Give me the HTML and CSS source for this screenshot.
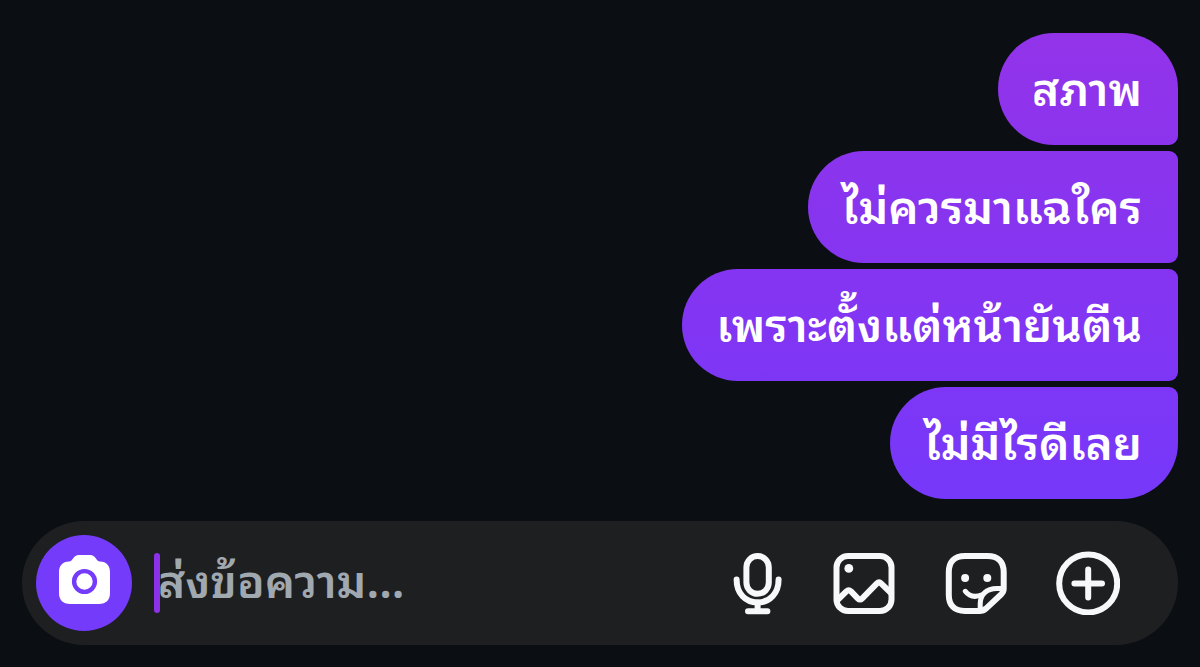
FILE: index.html
```html
<!DOCTYPE html>
<html lang="th">
<head>
  <meta charset="utf-8">
  <meta name="viewport" content="width=device-width, initial-scale=1">
  <title>แชท</title>
  <link rel="stylesheet" href="styles.css">
</head>
<body>
  <main class="chat">
    <div class="messages">
      <p class="bubble first">สภาพ</p>
      <p class="bubble">ไม่ควรมาแฉใคร</p>
      <p class="bubble">เพราะตั้งแต่หน้ายันตีน</p>
      <p class="bubble last">ไม่มีไรดีเลย</p>
    </div>

    <form class="composer">
      <button type="button" class="camera" aria-label="กล้อง">
        <svg viewBox="0 0 96 96" width="96" height="96">
          <path d="M33 26.5 C37 26.5 37 20 43 20 H54 C60 20 60 26.5 64 26.5 C70.5 26.5 74 31 74 37 V58 C74 65 70 69 63 69 H34 C27 69 23 65 23 58 V37 C23 31 26.5 26.5 33 26.5 Z" fill="#fff"/>
          <circle cx="48.5" cy="46.5" r="10.4" fill="#fff" stroke="#743bfb" stroke-width="4.4"/>
        </svg>
      </button>

      <label class="field">
        <span class="caret"></span>
        <input type="text" class="text" placeholder="ส่งข้อความ..." aria-label="ส่งข้อความ">
      </label>

      <div class="actions">
        <button type="button" class="action" aria-label="เสียง">
          <svg viewBox="0 0 52 64" width="52" height="64">
            <rect x="14.4" y="5" width="22.4" height="37.8" rx="11.2"/>
            <path d="M4.6 28.5 C4.6 42 13 51.5 25.6 51.5 S46.6 42 46.6 28.5"/>
            <path d="M25.6 51.5 V60 M16 60.2 H35.4"/>
          </svg>
        </button>
        <button type="button" class="action" aria-label="รูปภาพ">
          <svg viewBox="0 0 64 64" width="64" height="64">
            <rect x="4.5" y="5" width="55" height="55" rx="11.5"/>
            <circle class="dot" cx="16.8" cy="17.4" r="4.4"/>
            <path d="M5 49.5 L14.4 40.4 Q16.7 38.2 19 40.4 L25.7 47.3 Q28 49.6 30.3 47.3 L44.7 32.6 Q47 30.4 49.3 32.6 L59 42"/>
          </svg>
        </button>
        <button type="button" class="action" aria-label="สติกเกอร์">
          <svg viewBox="0 0 64 64" width="64" height="64">
            <path d="M35.5 60 H21 C10 60 4.8 54 4.8 44 V21 C4.8 11 10 5 21 5 H43.5 C54.5 5 59.7 11 59.7 21 V37.5 C59.7 40 59 41.5 57.3 43.2 L42 57.6 C40 59.4 38.5 60 35.5 60 Z"/>
            <path class="thin" d="M59 37.5 H53 C42 37.5 36.2 44 36.2 53 V59"/>
            <path class="thin" d="M21.3 40.3 C25 45.2 31 46.6 38 43.8"/>
            <circle class="dot" cx="21.1" cy="27" r="4"/>
            <circle class="dot" cx="43.3" cy="27" r="4"/>
          </svg>
        </button>
        <button type="button" class="action" aria-label="เพิ่ม">
          <svg viewBox="0 0 64 64" width="64" height="64">
            <circle cx="32.2" cy="32.4" r="29"/>
            <path d="M32.2 18.4 V46.4 M18.4 32.4 H46"/>
          </svg>
        </button>
      </div>
    </form>
  </main>
</body>
</html>
```

FILE: styles.css
```css
* {
  box-sizing: border-box;
}

body {
  margin: 0;
  background-color: #0b0f13;
  font-family: "Noto Sans Thai Looped", "Noto Looped Thai", "Loma", "Garuda", "Noto Sans Thai", "Noto Sans", sans-serif;
}

.chat {
  display: flex;
  flex-direction: column;
  justify-content: flex-end;
  gap: 22px;
  min-height: 100vh;
  padding: 33px 22px 23px;
}

.messages {
  display: flex;
  flex-direction: column;
  align-items: flex-end;
  gap: 6px;
}

/* the gradient runs down the window, each bubble shows its own part */
.bubble {
  margin: 0;
  padding: 22px 36px 30px 34px;
  border-radius: 56px 9px 9px 56px;
  background: linear-gradient(#9433e8, #8335f2 45%, #7638fa 75%) fixed;
  color: #fff;
  font-size: 46px;
  font-weight: 600;
  line-height: 60px;
}

.first {
  border-top-right-radius: 56px;
}

.last {
  border-bottom-right-radius: 56px;
}

.composer {
  display: flex;
  align-items: center;
  padding: 14px 58px 14px 14px;
  border-radius: 62px;
  background-color: #1e1f21;
}

button {
  display: block;
  padding: 0;
  border: 0;
  background: none;
  cursor: pointer;
}

svg {
  display: block;
}

.camera {
  flex: none;
  border-radius: 50%;
  background-color: #743bfb;
}

.field {
  display: flex;
  flex: 1;
  align-items: center;
  min-width: 0;
  padding-left: 22px;
}

.caret {
  flex: none;
  width: 6px;
  height: 60px;
  margin-right: -2px;
  border-radius: 3px;
  background-color: #8b32e8;
}

.text {
  flex: 1;
  min-width: 0;
  height: 90px;
  padding: 0 0 12px;
  border: 0;
  outline: 0;
  background: none;
  color: #fff;
  font-family: inherit;
  font-size: 46px;
  font-weight: 600;
}

.text::placeholder {
  color: #a0a8b0;
  opacity: 1;
}

.actions {
  display: flex;
  gap: 48px;
}

.action svg {
  fill: none;
  stroke: #f7f8f9;
  stroke-width: 6;
  stroke-linecap: round;
  stroke-linejoin: round;
}

.action .thin {
  stroke-width: 5;
}

.action .dot {
  fill: #f7f8f9;
  stroke: none;
}
```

----

Repeat the material exactly as it reads, without any of its pictures.

■ THE SOLUTION:
Give me the HTML and CSS source for this screenshot.
FILE: index.html
```html
<!DOCTYPE html>
<html lang="th">
<head>
  <meta charset="utf-8">
  <meta name="viewport" content="width=device-width, initial-scale=1">
  <title>แชท</title>
  <link rel="stylesheet" href="styles.css">
</head>
<body>
  <main class="chat">
    <div class="messages">
      <p class="bubble first">สภาพ</p>
      <p class="bubble">ไม่ควรมาแฉใคร</p>
      <p class="bubble">เพราะตั้งแต่หน้ายันตีน</p>
      <p class="bubble last">ไม่มีไรดีเลย</p>
    </div>

    <form class="composer">
      <button type="button" class="camera" aria-label="กล้อง">
        <svg viewBox="0 0 96 96" width="96" height="96">
          <path d="M33 26.5 C37 26.5 37 20 43 20 H54 C60 20 60 26.5 64 26.5 C70.5 26.5 74 31 74 37 V58 C74 65 70 69 63 69 H34 C27 69 23 65 23 58 V37 C23 31 26.5 26.5 33 26.5 Z" fill="#fff"/>
          <circle cx="48.5" cy="46.5" r="10.4" fill="#fff" stroke="#743bfb" stroke-width="4.4"/>
        </svg>
      </button>

      <label class="field">
        <span class="caret"></span>
        <input type="text" class="text" placeholder="ส่งข้อความ..." aria-label="ส่งข้อความ">
      </label>

      <div class="actions">
        <button type="button" class="action" aria-label="เสียง">
          <svg viewBox="0 0 52 64" width="52" height="64">
            <rect x="14.4" y="5" width="22.4" height="37.8" rx="11.2"/>
            <path d="M4.6 28.5 C4.6 42 13 51.5 25.6 51.5 S46.6 42 46.6 28.5"/>
            <path d="M25.6 51.5 V60 M16 60.2 H35.4"/>
          </svg>
        </button>
        <button type="button" class="action" aria-label="รูปภาพ">
          <svg viewBox="0 0 64 64" width="64" height="64">
            <rect x="4.5" y="5" width="55" height="55" rx="11.5"/>
            <circle class="dot" cx="16.8" cy="17.4" r="4.4"/>
            <path d="M5 49.5 L14.4 40.4 Q16.7 38.2 19 40.4 L25.7 47.3 Q28 49.6 30.3 47.3 L44.7 32.6 Q47 30.4 49.3 32.6 L59 42"/>
          </svg>
        </button>
        <button type="button" class="action" aria-label="สติกเกอร์">
          <svg viewBox="0 0 64 64" width="64" height="64">
            <path d="M35.5 60 H21 C10 60 4.8 54 4.8 44 V21 C4.8 11 10 5 21 5 H43.5 C54.5 5 59.7 11 59.7 21 V37.5 C59.7 40 59 41.5 57.3 43.2 L42 57.6 C40 59.4 38.5 60 35.5 60 Z"/>
            <path class="thin" d="M59 37.5 H53 C42 37.5 36.2 44 36.2 53 V59"/>
            <path class="thin" d="M21.3 40.3 C25 45.2 31 46.6 38 43.8"/>
            <circle class="dot" cx="21.1" cy="27" r="4"/>
            <circle class="dot" cx="43.3" cy="27" r="4"/>
          </svg>
        </button>
        <button type="button" class="action" aria-label="เพิ่ม">
          <svg viewBox="0 0 64 64" width="64" height="64">
            <circle cx="32.2" cy="32.4" r="29"/>
            <path d="M32.2 18.4 V46.4 M18.4 32.4 H46"/>
          </svg>
        </button>
      </div>
    </form>
  </main>
</body>
</html>
```

FILE: styles.css
```css
* {
  box-sizing: border-box;
}

body {
  margin: 0;
  background-color: #0b0f13;
  font-family: "Noto Sans Thai Looped", "Noto Looped Thai", "Loma", "Garuda", "Noto Sans Thai", "Noto Sans", sans-serif;
}

.chat {
  display: flex;
  flex-direction: column;
  justify-content: flex-end;
  gap: 22px;
  min-height: 100vh;
  padding: 33px 22px 23px;
}

.messages {
  display: flex;
  flex-direction: column;
  align-items: flex-end;
  gap: 6px;
}

/* the gradient runs down the window, each bubble shows its own part */
.bubble {
  margin: 0;
  padding: 22px 36px 30px 34px;
  border-radius: 56px 9px 9px 56px;
  background: linear-gradient(#9433e8, #8335f2 45%, #7638fa 75%) fixed;
  color: #fff;
  font-size: 46px;
  font-weight: 600;
  line-height: 60px;
}

.first {
  border-top-right-radius: 56px;
}

.last {
  border-bottom-right-radius: 56px;
}

.composer {
  display: flex;
  align-items: center;
  padding: 14px 58px 14px 14px;
  border-radius: 62px;
  background-color: #1e1f21;
}

button {
  display: block;
  padding: 0;
  border: 0;
  background: none;
  cursor: pointer;
}

svg {
  display: block;
}

.camera {
  flex: none;
  border-radius: 50%;
  background-color: #743bfb;
}

.field {
  display: flex;
  flex: 1;
  align-items: center;
  min-width: 0;
  padding-left: 22px;
}

.caret {
  flex: none;
  width: 6px;
  height: 60px;
  margin-right: -2px;
  border-radius: 3px;
  background-color: #8b32e8;
}

.text {
  flex: 1;
  min-width: 0;
  height: 90px;
  padding: 0 0 12px;
  border: 0;
  outline: 0;
  background: none;
  color: #fff;
  font-family: inherit;
  font-size: 46px;
  font-weight: 600;
}

.text::placeholder {
  color: #a0a8b0;
  opacity: 1;
}

.actions {
  display: flex;
  gap: 48px;
}

.action svg {
  fill: none;
  stroke: #f7f8f9;
  stroke-width: 6;
  stroke-linecap: round;
  stroke-linejoin: round;
}

.action .thin {
  stroke-width: 5;
}

.action .dot {
  fill: #f7f8f9;
  stroke: none;
}
```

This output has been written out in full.